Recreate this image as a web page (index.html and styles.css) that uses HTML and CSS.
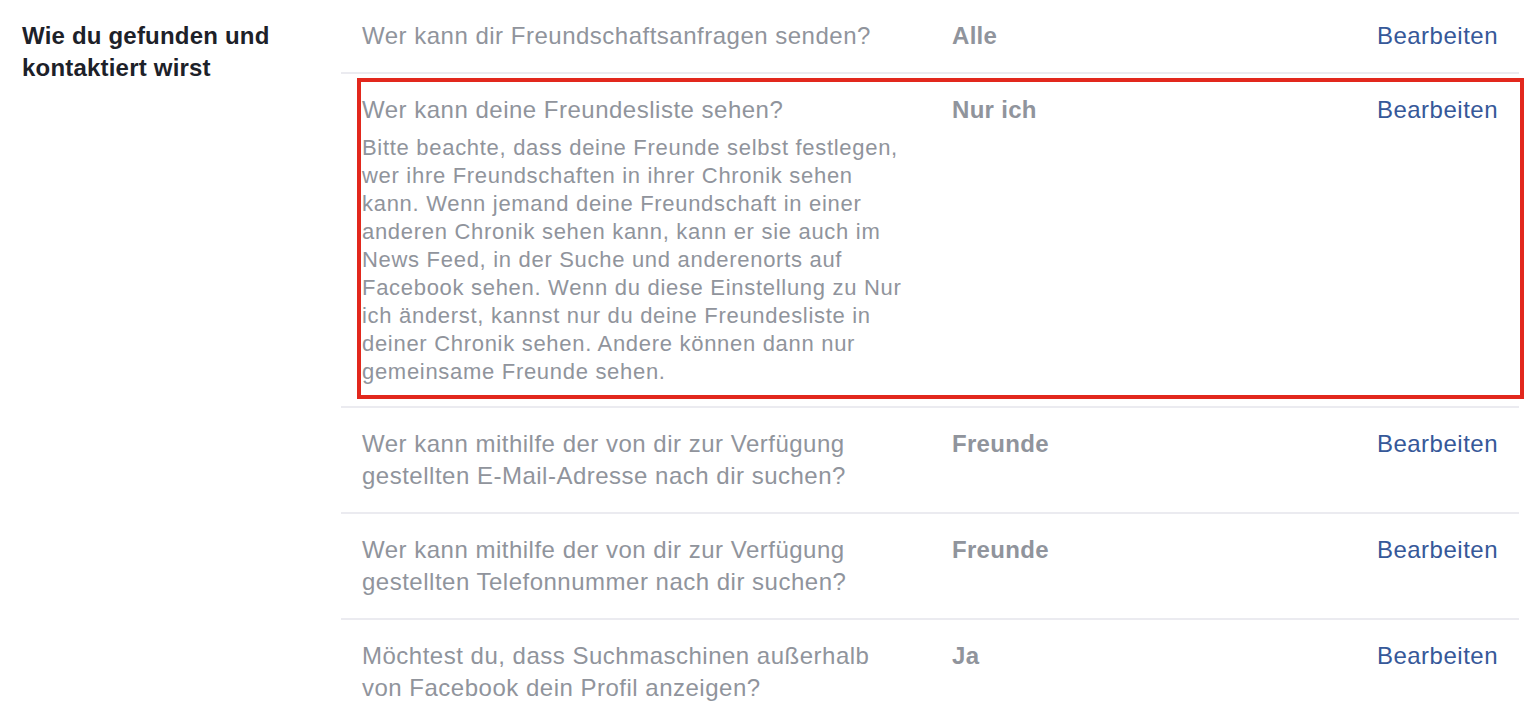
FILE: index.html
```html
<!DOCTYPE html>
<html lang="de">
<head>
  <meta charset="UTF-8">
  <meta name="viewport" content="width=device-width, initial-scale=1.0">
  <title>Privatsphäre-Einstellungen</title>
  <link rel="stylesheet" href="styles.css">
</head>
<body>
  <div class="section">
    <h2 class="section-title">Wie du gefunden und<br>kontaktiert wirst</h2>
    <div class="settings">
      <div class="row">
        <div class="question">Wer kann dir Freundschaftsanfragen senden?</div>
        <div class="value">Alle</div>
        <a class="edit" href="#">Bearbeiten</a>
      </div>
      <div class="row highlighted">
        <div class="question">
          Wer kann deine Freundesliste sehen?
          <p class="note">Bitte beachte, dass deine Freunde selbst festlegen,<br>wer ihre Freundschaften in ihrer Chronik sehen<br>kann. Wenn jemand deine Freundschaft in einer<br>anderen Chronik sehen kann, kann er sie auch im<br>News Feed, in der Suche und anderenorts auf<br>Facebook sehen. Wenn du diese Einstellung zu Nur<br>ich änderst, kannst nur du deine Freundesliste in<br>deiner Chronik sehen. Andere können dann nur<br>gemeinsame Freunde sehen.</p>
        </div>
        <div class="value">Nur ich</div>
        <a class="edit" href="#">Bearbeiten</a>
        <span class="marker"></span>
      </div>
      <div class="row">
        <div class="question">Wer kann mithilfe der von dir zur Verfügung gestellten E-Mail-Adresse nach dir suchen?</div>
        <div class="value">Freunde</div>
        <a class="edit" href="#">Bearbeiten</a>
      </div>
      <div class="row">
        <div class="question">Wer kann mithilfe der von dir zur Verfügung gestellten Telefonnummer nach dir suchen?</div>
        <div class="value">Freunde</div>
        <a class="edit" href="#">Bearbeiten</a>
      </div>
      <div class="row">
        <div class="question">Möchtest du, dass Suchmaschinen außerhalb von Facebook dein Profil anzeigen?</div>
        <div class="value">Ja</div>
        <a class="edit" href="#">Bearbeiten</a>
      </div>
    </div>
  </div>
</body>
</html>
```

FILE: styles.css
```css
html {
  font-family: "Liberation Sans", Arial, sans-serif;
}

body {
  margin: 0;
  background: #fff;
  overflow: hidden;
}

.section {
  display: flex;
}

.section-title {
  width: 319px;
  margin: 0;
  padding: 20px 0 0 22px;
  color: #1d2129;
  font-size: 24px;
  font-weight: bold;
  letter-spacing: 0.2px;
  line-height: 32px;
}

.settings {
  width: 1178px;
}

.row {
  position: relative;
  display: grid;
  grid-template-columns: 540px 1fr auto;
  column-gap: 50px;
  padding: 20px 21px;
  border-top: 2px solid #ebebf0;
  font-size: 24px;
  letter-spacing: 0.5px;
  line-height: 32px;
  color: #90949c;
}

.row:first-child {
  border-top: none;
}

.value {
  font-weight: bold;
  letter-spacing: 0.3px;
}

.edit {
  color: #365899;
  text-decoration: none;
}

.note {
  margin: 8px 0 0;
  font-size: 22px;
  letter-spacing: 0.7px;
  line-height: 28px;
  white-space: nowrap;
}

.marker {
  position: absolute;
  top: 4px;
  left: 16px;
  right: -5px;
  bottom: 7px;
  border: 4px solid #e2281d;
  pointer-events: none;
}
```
☆ ☆ ☆ ☆ ☆ ☆ ☆
▶ **Required work**: All of the material above is to be copied exactly, except for its images.

▶ **Result of the exercise**:
Recreate this image as a web page (index.html and styles.css) that uses HTML and CSS.
FILE: index.html
```html
<!DOCTYPE html>
<html lang="de">
<head>
  <meta charset="UTF-8">
  <meta name="viewport" content="width=device-width, initial-scale=1.0">
  <title>Privatsphäre-Einstellungen</title>
  <link rel="stylesheet" href="styles.css">
</head>
<body>
  <div class="section">
    <h2 class="section-title">Wie du gefunden und<br>kontaktiert wirst</h2>
    <div class="settings">
      <div class="row">
        <div class="question">Wer kann dir Freundschaftsanfragen senden?</div>
        <div class="value">Alle</div>
        <a class="edit" href="#">Bearbeiten</a>
      </div>
      <div class="row highlighted">
        <div class="question">
          Wer kann deine Freundesliste sehen?
          <p class="note">Bitte beachte, dass deine Freunde selbst festlegen,<br>wer ihre Freundschaften in ihrer Chronik sehen<br>kann. Wenn jemand deine Freundschaft in einer<br>anderen Chronik sehen kann, kann er sie auch im<br>News Feed, in der Suche und anderenorts auf<br>Facebook sehen. Wenn du diese Einstellung zu Nur<br>ich änderst, kannst nur du deine Freundesliste in<br>deiner Chronik sehen. Andere können dann nur<br>gemeinsame Freunde sehen.</p>
        </div>
        <div class="value">Nur ich</div>
        <a class="edit" href="#">Bearbeiten</a>
        <span class="marker"></span>
      </div>
      <div class="row">
        <div class="question">Wer kann mithilfe der von dir zur Verfügung gestellten E-Mail-Adresse nach dir suchen?</div>
        <div class="value">Freunde</div>
        <a class="edit" href="#">Bearbeiten</a>
      </div>
      <div class="row">
        <div class="question">Wer kann mithilfe der von dir zur Verfügung gestellten Telefonnummer nach dir suchen?</div>
        <div class="value">Freunde</div>
        <a class="edit" href="#">Bearbeiten</a>
      </div>
      <div class="row">
        <div class="question">Möchtest du, dass Suchmaschinen außerhalb von Facebook dein Profil anzeigen?</div>
        <div class="value">Ja</div>
        <a class="edit" href="#">Bearbeiten</a>
      </div>
    </div>
  </div>
</body>
</html>
```

FILE: styles.css
```css
html {
  font-family: "Liberation Sans", Arial, sans-serif;
}

body {
  margin: 0;
  background: #fff;
  overflow: hidden;
}

.section {
  display: flex;
}

.section-title {
  width: 319px;
  margin: 0;
  padding: 20px 0 0 22px;
  color: #1d2129;
  font-size: 24px;
  font-weight: bold;
  letter-spacing: 0.2px;
  line-height: 32px;
}

.settings {
  width: 1178px;
}

.row {
  position: relative;
  display: grid;
  grid-template-columns: 540px 1fr auto;
  column-gap: 50px;
  padding: 20px 21px;
  border-top: 2px solid #ebebf0;
  font-size: 24px;
  letter-spacing: 0.5px;
  line-height: 32px;
  color: #90949c;
}

.row:first-child {
  border-top: none;
}

.value {
  font-weight: bold;
  letter-spacing: 0.3px;
}

.edit {
  color: #365899;
  text-decoration: none;
}

.note {
  margin: 8px 0 0;
  font-size: 22px;
  letter-spacing: 0.7px;
  line-height: 28px;
  white-space: nowrap;
}

.marker {
  position: absolute;
  top: 4px;
  left: 16px;
  right: -5px;
  bottom: 7px;
  border: 4px solid #e2281d;
  pointer-events: none;
}
```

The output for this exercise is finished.